Tee Chiou taking the littlest out for a ride. He did A LOT of cycling in summer.
Studying the Book of Romans
I have been struggling for months with having regular Bible study time. Given that I’m home 24/7, you would think I would have figured it out by now, but alas, not so. But recently, a series of things happened that drew me to study the book of Romans with the help of John Piper’s series of sermons on the book. It all started with Romans 12.2. It reads: “Do not conform to the pattern of this world,but be transformed by the renewing of your mind. Then you will be able to test and approve what God’s will is—his good, pleasing and perfect will.” Would you believe I encountered the same verse FOUR times in a single week? It was in the family devotional we are working through (Our 24 Family Ways by Clay Clarkson). It was in the book on my bedside table (Five Conversations You Must Have with Your Daughter by Vicki Courtney), and it was the book I was reading on the mornings I managed to get up before the rest of the family (Seasons of a Mother’s Heart by Sally Clarkson), and then it was preached from the pulpit that Sunday by our church’s Pastor Bryan (www.peoplesmontreal.org). No longer a coincidence, huh? So I decided to take God’s prompting seriously and started listening to Pastor John Piper’s series of sermons on the book because every time I did a search about some aspect of Romans, Google kept throwing his name up.
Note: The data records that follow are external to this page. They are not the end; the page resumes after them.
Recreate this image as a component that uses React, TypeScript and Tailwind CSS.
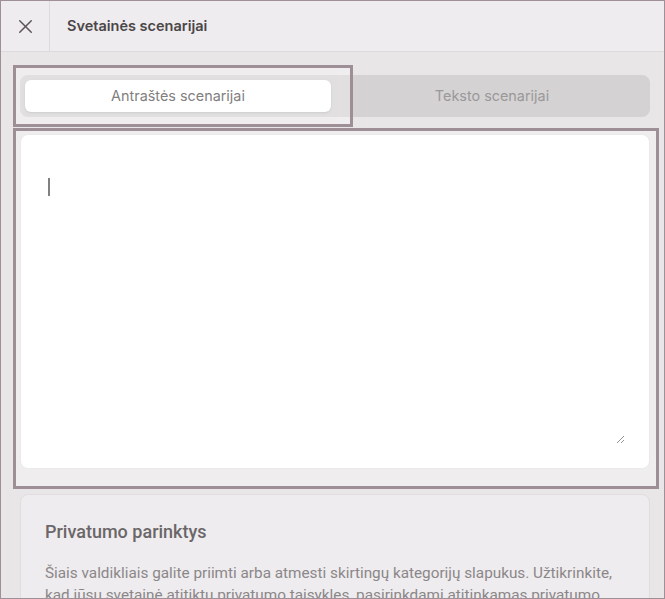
import { X } from 'lucide-react';

export default function App() {
  return (
    <div className="relative h-[599px] w-[665px] overflow-hidden border border-[#9e9096] bg-[#e8e6e7] font-['Inter',sans-serif]">
      {/* header */}
      <header className="flex h-[51px] items-stretch border-b border-[#dcdadb] bg-[#eeecee]">
        <button className="flex w-[49px] items-center justify-center border-r border-[#dcdadb] text-[#5a5558]">
          <X size={23} strokeWidth={1.5} />
        </button>
        <h1 className="flex items-center pl-[17px] text-[14.5px] font-semibold text-[#4b4648]">Svetainės scenarijai</h1>
      </header>

      <main className="pl-[19px] pr-[14px] pt-[23px]">
        {/* tabs */}
        <div className="flex h-[42px] gap-2 rounded-lg bg-[#d4d2d3] p-[5px]">
          <button className="flex-1 rounded-md bg-white text-[14.4px] text-[#4a4748] shadow-sm">Antraštės scenarijai</button>
          <button className="flex-1 rounded-md text-[14.4px] text-[#9b9899]">Teksto scenarijai</button>
        </div>

        {/* editor */}
        <div className="relative mt-[17px] h-[335px] rounded-lg border border-[#e3e1e2] bg-white p-6">
          <span className="absolute left-[27px] top-[43px] h-[18px] w-[1.5px] bg-[#4a4a4a]" />
          <textarea className="h-full w-full resize-y bg-transparent text-base outline-none" />
        </div>

        {/* privacy card */}
        <section className="mt-[25px] rounded-lg border border-[#dfdddf] bg-[#eeecee] pl-6 pr-3 pt-[23px] font-['Roboto',sans-serif]">
          <h2 className="text-[18px] font-medium text-[#6b6668]">Privatumo parinktys</h2>
          <p className="mt-[17px] text-[15.3px] leading-[22px] text-[#8b8789]">
            Šiais valdikliais galite priimti arba atmesti skirtingų kategorijų slapukus. Užtikrinkite, kad jūsų svetainė atitiktų privatumo taisykles, pasirinkdami atitinkamas privatumo nustatymus.
          </p>
        </section>
      </main>

      {/* highlight overlays */}
      <div className="pointer-events-none absolute left-[12px] top-[64px] h-[62px] w-[340px] border-[3px] border-[#9d8f95] bg-white/30" />
      <div className="pointer-events-none absolute left-[12px] top-[127px] h-[361px] w-[646px] border-[3px] border-[#9d8f95] bg-white/30" />
    </div>
  );
}
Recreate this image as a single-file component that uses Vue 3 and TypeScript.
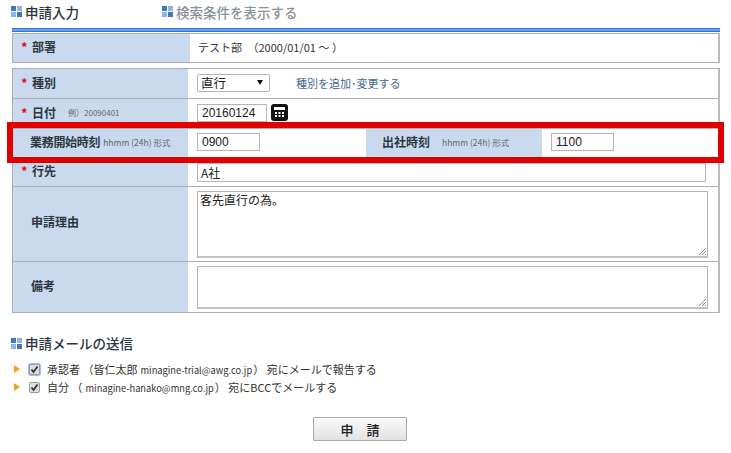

He took EIGHT YEARS to preach through it and we have the privilege of having it all online to do at our own pace. If you are keen to join me in this, the series can be accessed here: http://www.desiringgod.org/resource-library/series-index/romans-the-greatest-letter-ever-written
From Here On …
So I hope that brings you up to speed on the various things which have been happening in the Ng household in Montreal! I hope to be more diligent with updating this blog. I have so much to say (have you noticed?)!